Life is hard. So many aspects of this existence are challenging. The day to day stuff of bills, stress at work, weeds, dishes, and laundry can all tend to weigh a person down. And then on top of all of the “little” stuff like that, there is the big stuff. Relationships, emotions, self-worth…the “Why am I here” sort of ideas that can overwhelm. It is a challenge to maintain sanity at times, much less a positive attitude and outlook.
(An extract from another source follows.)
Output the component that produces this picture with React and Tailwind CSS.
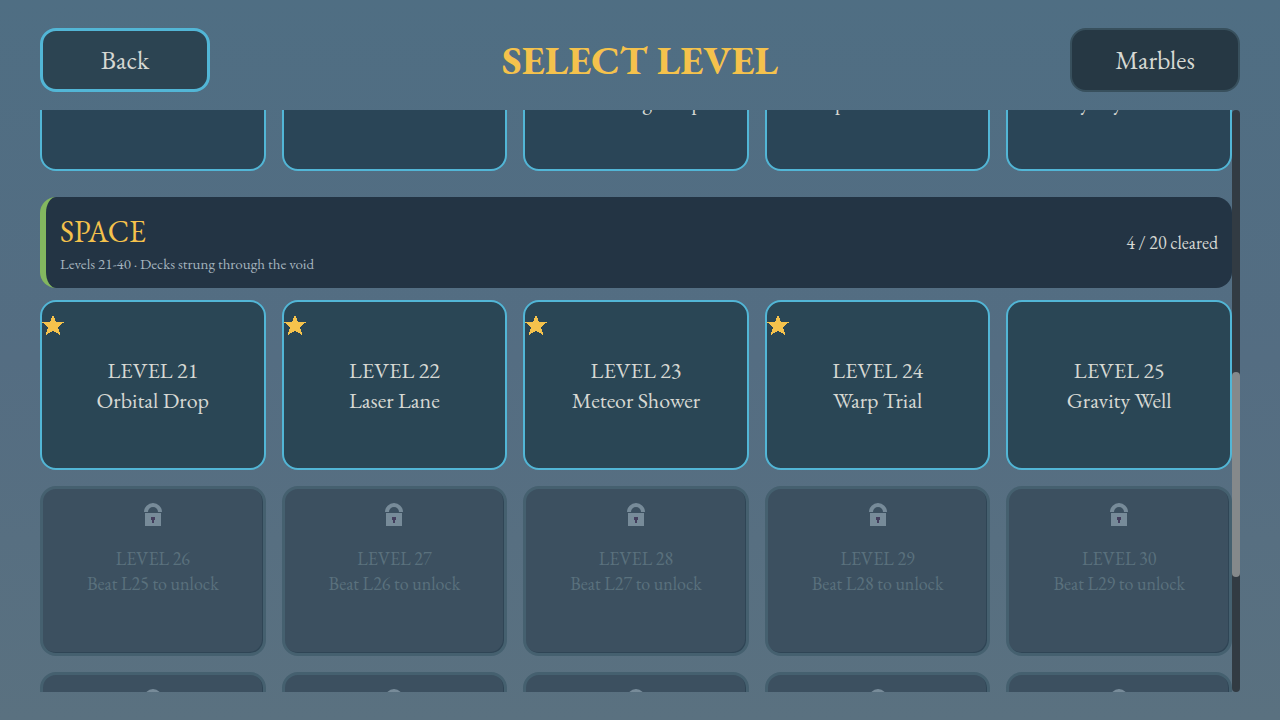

As I sit here in the quiet if the morning, I have to be real honest with myself and face some of the messy, ugliness of life. And yet as I face it, I almost feel guilty. I feel bad for not being “stronger” of mind. I feel selfish for focusing on me and how I just don’t like some of the trials and the manner in which they inconvenience me. But if I’m going to be honest here (and really, what’s the point if I’m not) I’m really struggling with some of the “big” stuff. Some of the stuff for which I have no idea how to “solve.” But as I ponder and wrestle with them, even as I type, I already know the answer. God must be in it. God must be the source of my strength. I hear his gentle whisper…uttering the same words to me He has said often. “Let go. Let me take this from you.”
Do I really believe that He is in control? Or is that just something that sounds good when I have no solution? Am I truly convicted of the fact that there is NOTHING that my God can’t handle, fix, change, or resolve? Is it just a convenient tag line that I speak when I say “Where God guides, God provides,”?
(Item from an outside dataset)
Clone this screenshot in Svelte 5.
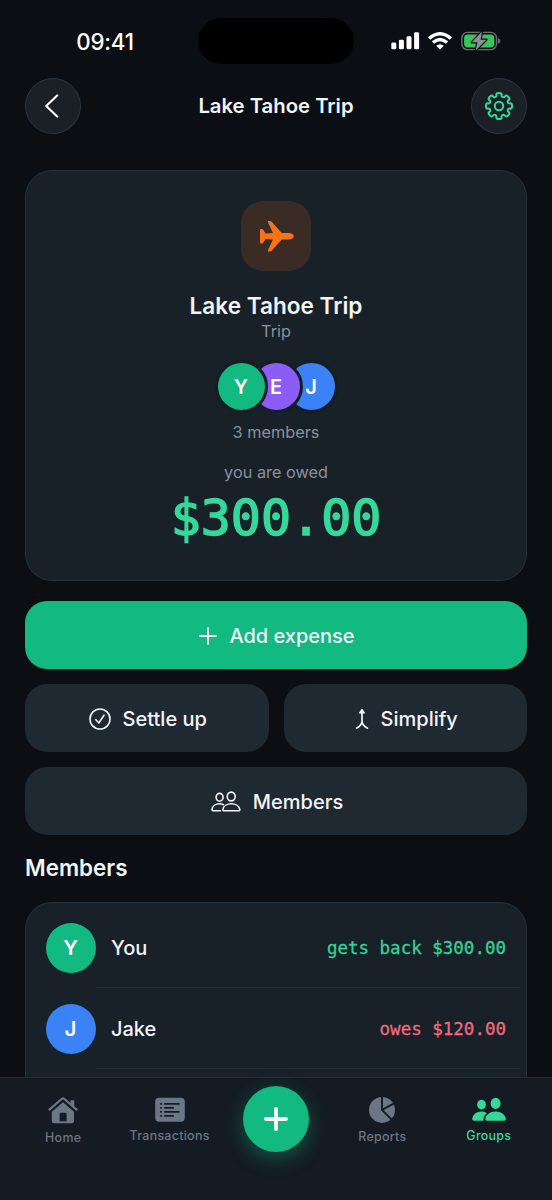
<script lang="ts">
  type Member = { name: string; color: string; label?: string; tone?: string };

  const group = {
    name: 'Lake Tahoe Trip',
    type: 'Trip',
    balance: '$300.00'
  };

  const avatars: Member[] = [
    { name: 'You', color: '#12b981' },
    { name: 'Emma', color: '#8b5cf6' },
    { name: 'Jake', color: '#3b82f6' }
  ];

  const rows: Member[] = [
    { name: 'You', color: '#12b981', label: 'gets back $300.00', tone: 'positive' },
    { name: 'Jake', color: '#3b82f6', label: 'owes $120.00', tone: 'negative' }
  ];

  // Eight-tooth gear outline, smoothed through the midpoints
  function gearPath(c: number, outer: number, inner: number) {
    const pts: number[][] = [];
    for (let i = 0; i < 8; i++) {
      for (const [r, d] of [[inner, -13], [outer, -13], [outer, 13], [inner, 13]]) {
        const a = ((i * 45 + d - 90) * Math.PI) / 180;
        pts.push([c + r * Math.cos(a), c + r * Math.sin(a)]);
      }
    }
    const mid = (p: number[], q: number[]) => `${((p[0] + q[0]) / 2).toFixed(2)} ${((p[1] + q[1]) / 2).toFixed(2)}`;
    let d = `M${mid(pts[pts.length - 1], pts[0])}`;
    pts.forEach((p, i) => {
      d += `Q${p[0].toFixed(2)} ${p[1].toFixed(2)} ${mid(p, pts[(i + 1) % pts.length])}`;
    });
    return d + 'Z';
  }
</script>

<div class="screen">
  <div class="status">
    <span class="time">09:41</span>
    <span class="island"></span>
    <div class="signals">
      <svg width="29" height="18" viewBox="0 0 29 18" fill="#fff">
        <rect x="0.3" y="10.5" width="5" height="6.8" rx="1.4" />
        <rect x="7.9" y="7.7" width="5" height="9.6" rx="1.4" />
        <rect x="15.5" y="4.2" width="5" height="13.1" rx="1.4" />
        <rect x="23.1" y="0.2" width="5" height="17.1" rx="1.4" />
      </svg>
      <svg width="24" height="18" viewBox="0 0 24 18" fill="none" stroke="#fff" stroke-width="3.3">
        <path d="M1.1 6.4Q12-3 22.9 6.4" />
        <path d="M4.9 10.6Q12 4.5 19.1 10.6" />
        <path d="M12 17.4L8.2 13.7Q12 10.7 15.8 13.7Z" fill="#fff" stroke="none" />
      </svg>
      <svg class="battery" width="40" height="20" viewBox="0 0 40 20">
        <rect x="0.9" y="1.4" width="34.6" height="17.2" rx="5.6" fill="none" stroke="#6c6e72" stroke-width="1.4" />
        <path d="M37 7.2Q39.4 8 39.4 10T37 12.8Z" fill="#6c6e72" />
        <rect x="3.1" y="3.6" width="30.2" height="12.8" rx="3.6" fill="#34c759" />
        <path d="M21 0.6L10.8 11.3H16.4L14.7 19.4L25.4 8.7H19.6Z" fill="#8d8e91" stroke="#0b0f14" stroke-width="2.4" stroke-linejoin="round" paint-order="stroke" />
      </svg>
    </div>
  </div>

  <header>
    <button class="round back" aria-label="Back">
      <svg width="16" height="24" viewBox="0 0 16 24" fill="none" stroke="#fff" stroke-width="2.1" stroke-linecap="round" stroke-linejoin="round">
        <path d="M13.2 1.4L2.2 12L13.2 22.6" />
      </svg>
    </button>
    <h1>{group.name}</h1>
    <button class="round" aria-label="Settings">
      <svg width="30" height="30" viewBox="0 0 30 30" fill="none" stroke="#34d99a" stroke-width="2">
        <path d={gearPath(15, 13.4, 9.7)} />
        <circle cx="15" cy="15" r="4.2" />
      </svg>
    </button>
  </header>

  <main>
    <section class="card summary">
      <div class="badge">
        <svg width="36" height="32" viewBox="0 0 36 32" fill="#f97316">
          <path d="M2 9.8Q2 9 2.7 9H4Q4.6 9 5 9.5L7.6 13.5L15 13L9.8 2Q9.4 1 10.5 1H12.2Q13 1 13.6 1.7L23.8 13H31Q35.7 13.5 35.7 16.2T31 19.4H23.8L13.6 30.7Q13 31.4 12.2 31.4H10.5Q9.4 31.4 9.8 30.4L15 19.4L7.6 18.9L5 22.9Q4.6 23.6 4 23.6H2.7Q2 23.6 2 22.6Z" />
        </svg>
      </div>
      <h2>{group.name}</h2>
      <p class="type">{group.type}</p>
      <div class="stack">
        {#each avatars as m, i}
          <span class="avatar small" style="background: {m.color}; z-index: {3 - i}">{m.name[0]}</span>
        {/each}
      </div>
      <p class="count">{avatars.length} members</p>
      <p class="owed">you are owed</p>
      <div class="amount">{group.balance}</div>
    </section>

    <div class="actions">
      <button class="btn primary">
        <svg width="18" height="18" viewBox="0 0 18 18" stroke="currentColor" stroke-width="1.8" stroke-linecap="round">
          <path d="M9 1V17M1 9H17" />
        </svg>
        Add expense
      </button>
      <button class="btn">
        <svg width="22" height="22" viewBox="0 0 22 22" fill="none" stroke="currentColor" stroke-width="1.6" stroke-linecap="round" stroke-linejoin="round">
          <circle cx="11" cy="11" r="10" />
          <path d="M6.9 11.7L9.8 15L15 7.2" />
        </svg>
        Settle up
      </button>
      <button class="btn">
        <svg width="14" height="22" viewBox="0 0 14 22" fill="none" stroke="currentColor" stroke-width="1.7" stroke-linecap="round" stroke-linejoin="round">
          <path d="M7 4V14.6M1.5 20.2Q6.4 17.4 7 13.8Q7.6 17.4 12.5 20.2" />
          <path d="M7 1.4L9.5 5H4.5Z" fill="currentColor" stroke-width="1.2" />
        </svg>
        Simplify
      </button>
      <button class="btn wide">
        <svg width="30" height="22" viewBox="0 0 30 22" fill="none" stroke="currentColor" stroke-width="1.6" stroke-linecap="round" stroke-linejoin="round">
          <ellipse cx="8.6" cy="6.3" rx="3.5" ry="3.9" />
          <ellipse cx="20.2" cy="5.5" rx="4" ry="4.4" />
          <path d="M9.6 19.8H2.4Q1 19.8 1 18.4C1.4 15 4.8 12.8 8.6 12.8Q10.8 12.8 12.4 13.7" />
          <path d="M13.2 19.8Q11.8 19.8 11.9 18.5C12.4 15 16 12.8 20.3 12.8S28.2 15 28.8 18.5Q28.9 19.8 27.4 19.8Z" />
        </svg>
        Members
      </button>
    </div>

    <h3>Members</h3>
    <section class="card list">
      {#each rows as m}
        <div class="row">
          <span class="avatar" style="background: {m.color}">{m.name[0]}</span>
          <span class="name">{m.name}</span>
          <span class="balance {m.tone}">{m.label}</span>
        </div>
      {/each}
    </section>
  </main>

  <nav>
    <div class="tab">
      <svg width="32" height="28" viewBox="0 0 32 28" fill="currentColor">
        <path d="M2.4 13.6L14.6 3Q16 1.9 17.4 3L29.6 13.6" fill="none" stroke="currentColor" stroke-width="2.2" stroke-linecap="round" stroke-linejoin="round" />
        <path d="M23.8 4.6H27V10.2L23.8 7.4Z" stroke="currentColor" stroke-width="0.6" stroke-linejoin="round" />
        <path fill-rule="evenodd" d="M16 6.3L27 15.8V24.8Q27 27.3 24.5 27.3H7.3Q4.8 27.3 4.8 24.8V15.8ZM12.6 17.8V25.3H19.6V17.8Q19.6 16.8 18.6 16.8H13.6Q12.6 16.8 12.6 17.8Z" />
      </svg>
      <span>Home</span>
    </div>
    <div class="tab">
      <svg width="30" height="26" viewBox="0 0 30 26">
        <rect x="0.2" y="1.8" width="29.6" height="24" rx="4" fill="currentColor" />
        <g stroke="#141b22" stroke-width="1.7" stroke-linecap="round">
          <path d="M9.8 7.9H24M9.8 11.8H18.2M9.8 15.8H24M9.8 19.8H18.2" />
          <path d="M5.7 7.9h.6M5.7 11.8h.6M5.7 15.8h.6M5.7 19.8h.6" />
        </g>
      </svg>
      <span>Transactions</span>
    </div>
    <div class="tab">
      <button class="fab" aria-label="Add">
        <svg width="26" height="26" viewBox="0 0 26 26" stroke="#fff" stroke-width="3.8" stroke-linecap="round">
          <path d="M13 3V23M3 13H23" />
        </svg>
      </button>
    </div>
    <div class="tab">
      <svg width="28" height="27" viewBox="0 0 28 27">
        <circle cx="14" cy="13.9" r="13" fill="currentColor" />
        <path d="M14 0V13.9L23.4 23.3M14 13.9L27 6.8" fill="none" stroke="#141b22" stroke-width="1.9" />
      </svg>
      <span>Reports</span>
    </div>
    <div class="tab active">
      <svg width="34" height="26" viewBox="0 0 34 26" fill="currentColor">
        <ellipse cx="9.5" cy="8.6" rx="4.4" ry="4.9" />
        <ellipse cx="23.6" cy="7.4" rx="5" ry="5.6" />
        <path d="M2 24.7Q0.2 24.7 0.2 23.1C0.7 18.6 4.4 15.6 9.5 15.6Q12.6 15.6 14.8 16.9Q11.4 19.8 11.3 23.4Q11.3 24.2 11.6 24.7Z" />
        <path d="M15 24.7Q13 24.7 13.2 22.9C13.8 18.6 17.8 15.4 23.6 15.4S33.3 18.6 33.9 22.9Q34 24.7 32.2 24.7Z" />
      </svg>
      <span>Groups</span>
    </div>
  </nav>
</div>

<style>
  :global(body) {
    margin: 0;
    background: #0b0f14;
  }

  .screen {
    width: 552px;
    height: 1200px;
    display: flex;
    flex-direction: column;
    overflow: hidden;
    background: #0b0f14;
    color: #f1f4f8;
    font-family: Inter, sans-serif;
    -webkit-font-smoothing: antialiased;
  }

  h1, h2, h3, p {
    margin: 0;
  }

  button {
    border: 0;
    padding: 0;
    font-family: inherit;
    color: inherit;
  }

  svg {
    display: block;
    flex: none;
  }

  .status {
    display: grid;
    grid-template-columns: 198px 156px 198px;
    align-items: center;
    height: 46px;
    padding-top: 18px;
  }

  .time {
    justify-self: center;
    padding-left: 12px;
    font-size: 22.3px;
    font-weight: 550;
    letter-spacing: -0.2px;
    color: #fff;
  }

  .island {
    height: 46px;
    border-radius: 23px;
    background: #000;
  }

  .signals {
    display: flex;
    align-items: center;
    gap: 8px;
    padding-left: 37px;
  }

  .battery {
    margin-left: 1px;
  }

  header {
    display: flex;
    align-items: center;
    justify-content: space-between;
    height: 56px;
    padding: 14px 25px 36px;
  }

  h1 {
    padding-bottom: 1px;
    font-size: 20.3px;
    font-weight: 600;
  }

  .round {
    display: flex;
    align-items: center;
    justify-content: center;
    width: 56px;
    height: 56px;
    box-sizing: border-box;
    border: 1px solid #2b3642;
    border-radius: 50%;
    background: #1b1f26;
  }

  .back {
    padding-right: 3px;
  }

  main {
    flex: 1;
    min-height: 0;
    overflow: hidden;
    padding: 0 25px;
  }

  .card {
    border: 1px solid #28323c;
    border-radius: 27px;
    background: #182028;
  }

  .summary {
    display: flex;
    flex-direction: column;
    align-items: center;
    height: 379px;
    padding-top: 30px;
  }

  .badge {
    display: flex;
    align-items: center;
    justify-content: center;
    width: 70px;
    height: 70px;
    border-radius: 22px;
    background: #3a2b25;
  }

  h2 {
    margin-top: 21px;
    font-size: 22.6px;
    font-weight: 600;
    line-height: 28px;
  }

  .type, .count, .owed {
    font-size: 16.3px;
    line-height: 22px;
    color: #89929d;
  }

  .stack {
    display: flex;
    margin-top: 21px;
  }

  .avatar {
    display: flex;
    align-items: center;
    justify-content: center;
    width: 50px;
    height: 50px;
    border-radius: 50%;
    font-size: 20.5px;
    font-weight: 600;
    color: #fff;
  }

  .avatar.small {
    position: relative;
    width: 47px;
    height: 47px;
    font-size: 20px;
    box-shadow: 0 0 0 3px #161d25;
  }

  .avatar.small + .avatar.small {
    margin-left: -12px;
  }

  .count {
    margin-top: 11px;
  }

  .owed {
    margin-top: 18px;
  }

  .amount {
    margin-top: 5px;
    font-family: 'DejaVu Sans Mono', monospace;
    font-size: 50px;
    line-height: 60px;
    color: #34d99a;
    -webkit-text-stroke: 1.5px #34d99a;
  }

  .actions {
    display: grid;
    grid-template-columns: 1fr 1fr;
    gap: 15px;
    margin-top: 20px;
  }

  .btn {
    display: flex;
    align-items: center;
    justify-content: center;
    gap: 12px;
    height: 68px;
    padding: 1px 0 0 2px;
    box-sizing: border-box;
    border-radius: 22px;
    background: #1f2932;
    font-size: 20px;
    font-weight: 500;
  }

  .primary, .wide {
    grid-column: 1 / -1;
  }

  .primary {
    background: #12b981;
  }

  h3 {
    margin-top: 18px;
    font-size: 22.4px;
    font-weight: 600;
    line-height: 30px;
  }

  .list {
    height: 300px;
    margin-top: 19px;
    padding: 4px 0 0 19.5px;
  }

  .row {
    display: flex;
    align-items: center;
    height: 81px;
    padding-right: 20px;
    position: relative;
  }

  .row::after {
    content: '';
    position: absolute;
    left: 50px;
    right: 5px;
    bottom: 0;
    height: 1px;
    background: #222b35;
  }

  .name {
    flex: 1;
    margin-left: 15.5px;
    font-size: 20px;
    font-weight: 500;
  }

  .balance {
    font-family: 'DejaVu Sans Mono', monospace;
    font-size: 17.5px;
    -webkit-text-stroke: 0.3px currentColor;
  }

  .positive {
    color: #34d399;
  }

  .negative {
    color: #f2697d;
  }

  nav {
    display: grid;
    grid-template-columns: repeat(5, 1fr);
    height: 122px;
    padding: 0 10px;
    border-top: 1px solid #232d36;
    background: #141b22;
  }

  .tab {
    display: flex;
    flex-direction: column;
    align-items: center;
    padding-top: 18px;
    color: #6b7785;
    font-size: 12.4px;
    font-weight: 500;
    letter-spacing: 0.3px;
    line-height: 16px;
  }

  .tab span {
    margin-top: 6px;
  }

  .tab.active {
    color: #34d99a;
  }

  .fab {
    display: flex;
    align-items: center;
    justify-content: center;
    flex: none;
    width: 66px;
    height: 66px;
    margin-top: -10px;
    border-radius: 50%;
    background: #12b981;
    box-shadow: 0 6px 20px rgba(18, 185, 129, 0.38);
  }
</style>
If I really get honest, I DO trust and believe that God is in control. I do. And as I feel that comfort envelope me as I sit here this morning, I am relieved and peaceful. I don’t have to carry the burden. I don’t have to do all the heavy lifting. God’s got this. He will get me through the darkness and guide my way. I have to let him. I have to accept the reality that I may not ever know the why’s of certain situations…but that God is in the how and when. My role in all of it is to trust and obey. Trust that God is guiding, and obey when He directs me. Let him speak, and listen.
Two words….Trust and Obey. Wow. It’s really that simple…Trust and Obey.